Africa is known for its incredibly diverse carnivore assemblages, and is a tempting place to test how multiple small predators respond to declines in larger predator. Kamler et al. chose to focus on a triad of canid mesopredators in South Africa: the black-backed jackal (Canis mesomelas; 6-12 kg), bat-eared fox (Otocyon megalotis; 3-5 kg, remember this guy from a recent post?), and the Cape fox (Vulpes chama; 2-4 kg). The researchers simultaneously sampled the canids on two properties: one with fencing that excludes jackals but allows the foxes free entry and exit, and one that allowed free flow of jackals as well as foxes.
The region’s larger predators, such as wild dogs (Lycaon pictus), spotted and brown hyenas (Crocuta crocuta and Hyaena brunnea, respectively), lions (Panthera leo), cheetahs (Acinonyx jubatus), and leopards (Panthera pardus) had all been extirpated on both properties.

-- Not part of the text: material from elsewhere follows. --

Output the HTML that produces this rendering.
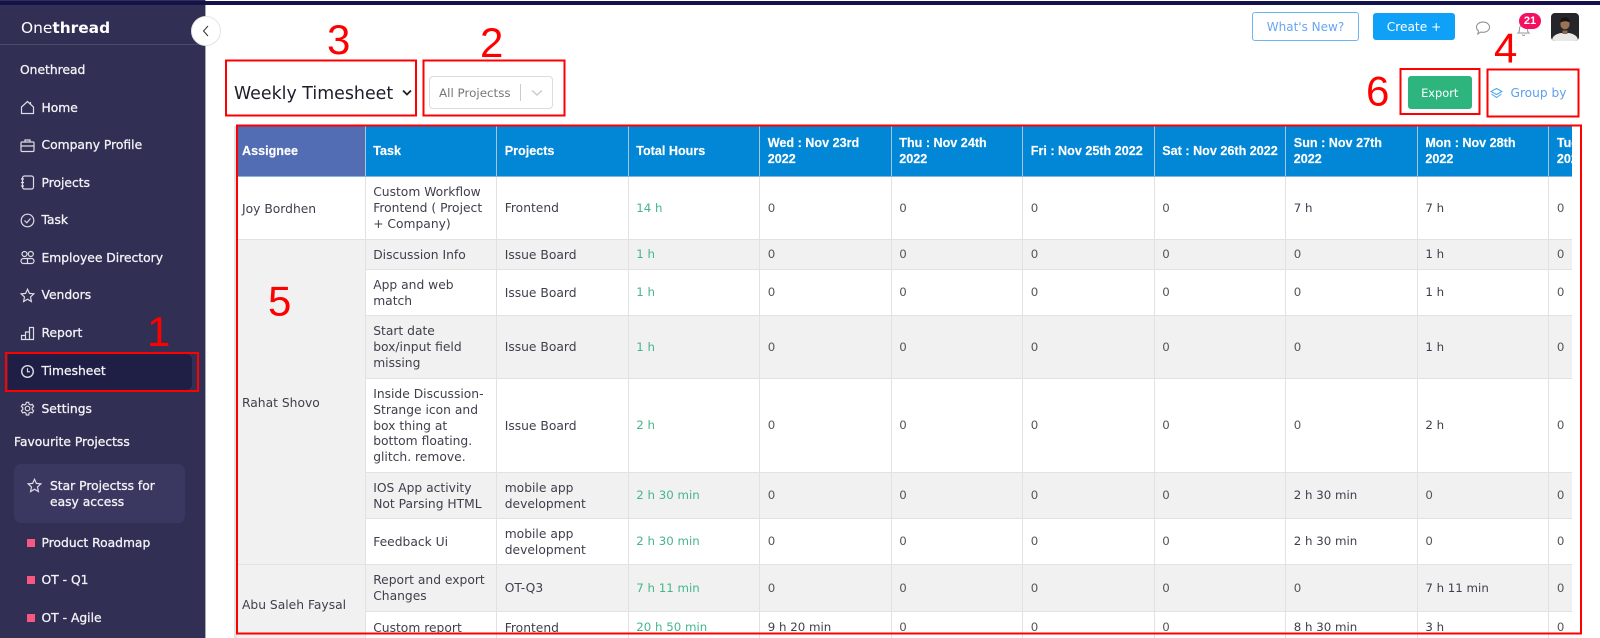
<!DOCTYPE html>
<html><head><meta charset="utf-8"><style>
*{box-sizing:border-box}
html,body{margin:0;padding:0;width:1600px;height:638px;overflow:hidden;background:#fff;font-family:"DejaVu Sans","Liberation Sans",sans-serif;color:#3a3a48}
.abs{position:absolute;white-space:nowrap}
#strip{position:absolute;left:0;top:1px;width:1600px;height:4px;background:#14124a;z-index:5}
#side{position:absolute;left:0;top:0;width:206px;height:638px;background:#312f53;border-right:1px solid #a9a9b8}
.m{position:absolute;left:41.5px;font-size:12.3px;line-height:18px;color:#f2f2f6;white-space:nowrap;font-weight:400;-webkit-text-stroke:.3px #f2f2f6}
.ic{position:absolute;left:20px;width:15px;height:15px;fill:none;stroke:#dcdce4;stroke-width:1.2}
.sq{position:absolute;left:27px;width:8px;height:8px;background:#f6587f}
#wrap{position:absolute;left:234px;top:126px;width:1338px;height:512px;overflow:hidden;border-left:3px solid #e4e4e4}
table{border-collapse:separate;border-spacing:0;table-layout:fixed;width:1444px;margin-left:0}
col{width:131.33px}
col.f{width:128.5px}
th{background:#0286d6;color:#fff;text-align:left;font-family:"Liberation Sans",sans-serif;font-size:12.6px;line-height:16px;font-weight:700;padding:0 0 0 7.5px;height:51px;border-right:1.5px solid #a9c4e2;border-bottom:1px solid #86b4e0;-webkit-text-stroke:.15px #fff}
th.a{background:#526db3;padding-left:5px}
td{font-size:12.3px;line-height:15.8px;padding:2px 0 0 7.5px;border-right:1.5px solid #e2e2e2;border-bottom:1.5px solid #e2e2e2;vertical-align:middle;color:#3f3f4c;white-space:nowrap;background:#fff}
tr.g td{background:#f1f1f1}
td.as{background:#f1f1f1;padding-left:5px;padding-top:3px}
td.w{background:#fff!important;padding-left:5px;padding-top:3px}
td.h{color:#45b68a;font-size:11.8px;padding-top:1px}
td.z{color:#555;font-size:11.8px;padding-top:1px}
td.n{font-size:11.8px;padding-top:1px}
svg text{font-family:"Liberation Sans",sans-serif;font-size:42px;fill:#f00}
</style></head><body>
<div id="strip"></div>

<div id="side">
<div class="abs" style="left:21px;top:18px;font-size:15.4px;line-height:20px;color:#fff">One<b>thread</b></div>
<div class="abs" style="left:0;top:44px;width:205px;height:1px;background:#4d4b6c"></div>
<div class="m" style="left:20px;top:61px">Onethread</div>

<svg class="ic" style="top:100px" viewBox="0 0 15 15"><path d="M1.500 7 7.500 1.500 13.500 7v6.500h-12zM10.500 2v3"/></svg>
<div class="m" style="top:99px">Home</div>
<svg class="ic" style="top:138px" viewBox="0 0 15 15"><rect x="1" y="4" width="13" height="9.500" rx="1"/><path d="M5 4V2h5v2M1 8h13"/></svg>
<div class="m" style="top:136px">Company Profile</div>
<svg class="ic" style="top:175px" viewBox="0 0 15 15"><rect x="2.500" y="1" width="11" height="13" rx="2"/><path d="M1 4h3M1 7.500h3M1 11h3"/></svg>
<div class="m" style="top:174px">Projects</div>
<svg class="ic" style="top:213px" viewBox="0 0 15 15"><circle cx="7.500" cy="7.500" r="6.300"/><path d="M4.500 7.500 6.800 9.800 10.500 5.500"/></svg>
<div class="m" style="top:211px">Task</div>
<svg class="ic" style="top:250px" viewBox="0 0 15 15"><circle cx="4.500" cy="4" r="2.500"/><circle cx="10.800" cy="4" r="2.500"/><rect x="1" y="8.500" width="13" height="5" rx="2.500"/><path d="M7.500 8.500v5"/></svg>
<div class="m" style="top:249px">Employee Directory</div>
<svg class="ic" style="top:288px" viewBox="0 0 15 15"><path d="M7.500 1.300 9.400 5.400 13.800 5.900 10.500 9 11.400 13.500 7.500 11.200 3.600 13.500 4.500 9 1.200 5.900 5.600 5.400z"/></svg>
<div class="m" style="top:286px">Vendors</div>
<svg class="ic" style="top:326px" viewBox="0 0 15 15"><path d="M1.500 13.500V9.500h4v4zM5.500 13.500V6h4v7.500zM9.500 13.500V1.500h4v12z"/></svg>
<div class="m" style="top:324px">Report</div>

<div class="abs" style="left:8px;top:354px;width:184px;height:36px;background:#1f1e44;border-radius:0 6px 6px 0"></div>
<svg class="ic" style="top:364px" viewBox="0 0 15 15"><circle cx="7.500" cy="7.500" r="5.800" stroke-width="1.400"/><path d="M7.500 4.300V7.800H10"/></svg>
<div class="m" style="top:362px">Timesheet</div>
<svg class="ic" style="top:401px" viewBox="0 0 15 15"><circle cx="7.500" cy="7.500" r="2.300"/><path d="M6.300 1.300h2.400l.4 1.900 1.500.8 1.800-.6 1.200 2.100-1.400 1.300v1.700l1.400 1.300-1.200 2.100-1.800-.6-1.500.8-.4 1.900H6.300l-.4-1.900-1.500-.8-1.800.6-1.200-2.100 1.400-1.300V6.800L1.400 5.500l1.200-2.100 1.800.6 1.500-.8z"/></svg>
<div class="m" style="top:400px">Settings</div>

<div class="m" style="left:14px;top:433px">Favourite Projectss</div>
<div class="abs" style="left:14px;top:464px;width:171px;height:59px;background:#3a3760;border-radius:7px"></div>
<svg class="ic" style="left:27px;top:478px" viewBox="0 0 15 15"><path d="M7.500 1.300 9.400 5.400 13.800 5.900 10.500 9 11.400 13.500 7.500 11.200 3.600 13.500 4.500 9 1.200 5.900 5.600 5.400z"/></svg>
<div class="m" style="left:50px;top:478px;line-height:16px">Star Projectss for<br>easy access</div>

<div class="sq" style="top:539px"></div><div class="m" style="top:534px">Product Roadmap</div>
<div class="sq" style="top:576px"></div><div class="m" style="top:571px">OT - Q1</div>
<div class="sq" style="top:614px"></div><div class="m" style="top:609px">OT - Agile</div>
</div>

<div class="abs" style="left:191px;top:16px;width:30px;height:30px;border-radius:50%;background:#fff;border:1px solid #e4e4e4;z-index:6"></div>
<svg class="abs" style="left:200px;top:25px;z-index:7" width="12" height="12" viewBox="0 0 12 12" fill="none" stroke="#333" stroke-width="1"><path d="M8 1 3.500 6 8 11"/></svg>

<!-- top bar -->
<div class="abs" style="left:1252px;top:12px;width:107px;height:29px;border:1px solid #6fb4f3;border-radius:3px;color:#6aa6ef;font-size:12px;line-height:28px;text-align:center">What's New?</div>
<div class="abs" style="left:1373px;top:13px;width:82px;height:27px;background:#0ea1f7;border-radius:3px;color:#fff;font-size:12.2px;line-height:28px;text-align:center">Create +</div>
<svg class="abs" style="left:1475px;top:20px" width="16" height="16" viewBox="0 0 16 16" fill="none" stroke="#8a8a8a" stroke-width="1"><path d="M8 2c3.700 0 6.500 2.300 6.500 5.200S11.700 12.300 8 12.300c-.8 0-1.500-.1-2.200-.3L2.800 14l.7-3C2.200 10 1.500 8.700 1.500 7.200 1.500 4.300 4.300 2 8 2z"/></svg>
<svg class="abs" style="left:1516px;top:22px" width="15" height="15" viewBox="0 0 15 15" fill="none" stroke="#999" stroke-width="1"><path d="M2 11c1.500-1 1.500-2.500 1.500-4.500a4 4 0 0 1 8 0c0 2 0 3.500 1.500 4.500zM6 12.500a1.600 1.600 0 0 0 3 0"/></svg>
<div class="abs" style="left:1519px;top:13px;width:22px;height:16px;border-radius:8px;background:#f5105f;color:#fff;font-family:'Liberation Sans',sans-serif;font-weight:700;font-size:11px;line-height:16px;text-align:center">21</div>
<svg class="abs" style="left:1551px;top:13px" width="28" height="28" viewBox="0 0 28 28"><defs><clipPath id="c"><rect width="28" height="28" rx="4"/></clipPath></defs><g clip-path="url(#c)"><rect width="28" height="28" fill="#26262a"/><path d="M1 28c0-5 4-7 9-8h8c5 1 9 3 9 8z" fill="#e8e8e6"/><rect x="11.500" y="15" width="5" height="6" fill="#8e6a52"/><ellipse cx="14" cy="11" rx="4.600" ry="5.800" fill="#9b7458"/><path d="M9.300 9.500C9.300 5.500 12 4.200 14.500 4.200s4.300 1.600 4.200 5.300C17 7.800 12 7.800 9.300 9.500z" fill="#17130f"/><path d="M10.500 14c1 3 6 3 7 0l-1 3.500h-5z" fill="#2e2420"/></g></svg>

<!-- controls -->
<div class="abs" style="left:234px;top:83px;font-size:17.400px;line-height:22px;color:#1d1d2b">Weekly Timesheet</div>
<svg class="abs" style="left:402px;top:89px" width="10" height="8" viewBox="0 0 10 8" fill="none" stroke="#222" stroke-width="1.800"><path d="M1 1.500 5 5.500 9 1.500"/></svg>
<div class="abs" style="left:429px;top:76px;width:124px;height:33px;border:1.500px solid #dcdcdc;border-radius:4px"></div>
<div class="abs" style="left:439px;top:85px;font-size:11.900px;line-height:17px;color:#777">All Projectss</div>
<div class="abs" style="left:520px;top:84px;width:1px;height:17px;background:#ccc"></div>
<svg class="abs" style="left:531px;top:89px" width="12" height="8" viewBox="0 0 12 8" fill="none" stroke="#ccc" stroke-width="1.500"><path d="M1 1.500 6 6 11 1.500"/></svg>

<div class="abs" style="left:1407.500px;top:76px;width:64.500px;height:33px;background:#2eb57d;border-radius:3px;color:#fff;font-size:11.400px;line-height:35px;text-align:center">Export</div>
<svg class="abs" style="left:1490px;top:87px" width="13" height="13" viewBox="0 0 13 13" fill="none" stroke="#4aa5ee" stroke-width="1"><path d="M6.500 1.500 12 4.500 6.500 7.500 1 4.500zM1.500 7 6.500 10.500 11.500 7"/></svg>
<div class="abs" style="left:1510.500px;top:84px;font-size:12.200px;line-height:18px;color:#5c9ef0">Group by</div>

<!-- table -->
<div id="wrap"><table>
<colgroup><col class="f"><col><col><col><col><col><col><col><col><col><col></colgroup>
<tr><th class="a">Assignee</th><th>Task</th><th>Projects</th><th>Total Hours</th><th>Wed : Nov 23rd<br>2022</th><th>Thu : Nov 24th<br>2022</th><th>Fri : Nov 25th 2022</th><th>Sat : Nov 26th 2022</th><th>Sun : Nov 27th<br>2022</th><th>Mon : Nov 28th<br>2022</th><th>Tue : Nov 29th<br>2022</th></tr>
<tr style="height:63px"><td class="w">Joy Bordhen</td><td>Custom Workflow<br>Frontend ( Project<br>+ Company)</td><td>Frontend</td><td class="h">14 h</td><td class="z">0</td><td class="z">0</td><td class="z">0</td><td class="z">0</td><td class="n">7 h</td><td class="n">7 h</td><td class="z">0</td></tr>
<tr class="g" style="height:30px"><td class="as" rowspan="6">Rahat Shovo</td><td>Discussion Info</td><td>Issue Board</td><td class="h">1 h</td><td class="z">0</td><td class="z">0</td><td class="z">0</td><td class="z">0</td><td class="z">0</td><td class="n">1 h</td><td class="z">0</td></tr>
<tr style="height:46px"><td>App and web<br>match</td><td>Issue Board</td><td class="h">1 h</td><td class="z">0</td><td class="z">0</td><td class="z">0</td><td class="z">0</td><td class="z">0</td><td class="n">1 h</td><td class="z">0</td></tr>
<tr class="g" style="height:63px"><td>Start date<br>box/input field<br>missing</td><td>Issue Board</td><td class="h">1 h</td><td class="z">0</td><td class="z">0</td><td class="z">0</td><td class="z">0</td><td class="z">0</td><td class="n">1 h</td><td class="z">0</td></tr>
<tr style="height:94px"><td>Inside Discussion-<br>Strange icon and<br>box thing at<br>bottom floating.<br>glitch. remove.</td><td>Issue Board</td><td class="h">2 h</td><td class="z">0</td><td class="z">0</td><td class="z">0</td><td class="z">0</td><td class="z">0</td><td class="n">2 h</td><td class="z">0</td></tr>
<tr class="g" style="height:46px"><td>IOS App activity<br>Not Parsing HTML</td><td>mobile app<br>development</td><td class="h">2 h 30 min</td><td class="z">0</td><td class="z">0</td><td class="z">0</td><td class="z">0</td><td class="n">2 h 30 min</td><td class="z">0</td><td class="z">0</td></tr>
<tr style="height:46px"><td>Feedback Ui</td><td>mobile app<br>development</td><td class="h">2 h 30 min</td><td class="z">0</td><td class="z">0</td><td class="z">0</td><td class="z">0</td><td class="n">2 h 30 min</td><td class="z">0</td><td class="z">0</td></tr>
<tr class="g" style="height:47px"><td class="as" rowspan="2">Abu Saleh Faysal</td><td>Report and export<br>Changes</td><td>OT-Q3</td><td class="h">7 h 11 min</td><td class="z">0</td><td class="z">0</td><td class="z">0</td><td class="z">0</td><td class="z">0</td><td class="n">7 h 11 min</td><td class="z">0</td></tr>
<tr style="height:32px"><td>Custom report</td><td>Frontend</td><td class="h">20 h 50 min</td><td class="n">9 h 20 min</td><td class="z">0</td><td class="z">0</td><td class="z">0</td><td class="n">8 h 30 min</td><td class="n">3 h</td><td class="z">0</td></tr>
</table></div>

<!-- annotations -->
<svg class="abs" style="left:0;top:0;z-index:10" width="1600" height="638" viewBox="0 0 1600 638" fill="none" stroke="#f00" stroke-width="2">
<rect x="6" y="353" width="192" height="38"/>
<rect x="226" y="60.500" width="190" height="55"/>
<rect x="423.500" y="60.500" width="141" height="55"/>
<rect x="1400.500" y="69" width="79" height="45"/>
<rect x="1487.500" y="69.500" width="91" height="47"/>
<rect x="237" y="125.500" width="1344" height="508"/>
<g stroke="none">
<text x="327" y="54">3</text>
<text x="480" y="57">2</text>
<text x="147" y="346">1</text>
<text x="1494" y="62.500">4</text>
<text x="268" y="315.500">5</text>
<text x="1366" y="105.500">6</text>
</g>
</svg>
</body></html>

Although the jackal is a fairly diminutive predator, especially compared to many of its African neighbors, the extirpation of large carnivores in this area has put the jackal in the position of being the largest predator around. (See here for my post on Scientific American's 'Expeditions' blog that includes a discussion of why a mesopredator does not necessarily play the ecological role of an apex predator even if it is left as the largest-bodied predator in an assemblage).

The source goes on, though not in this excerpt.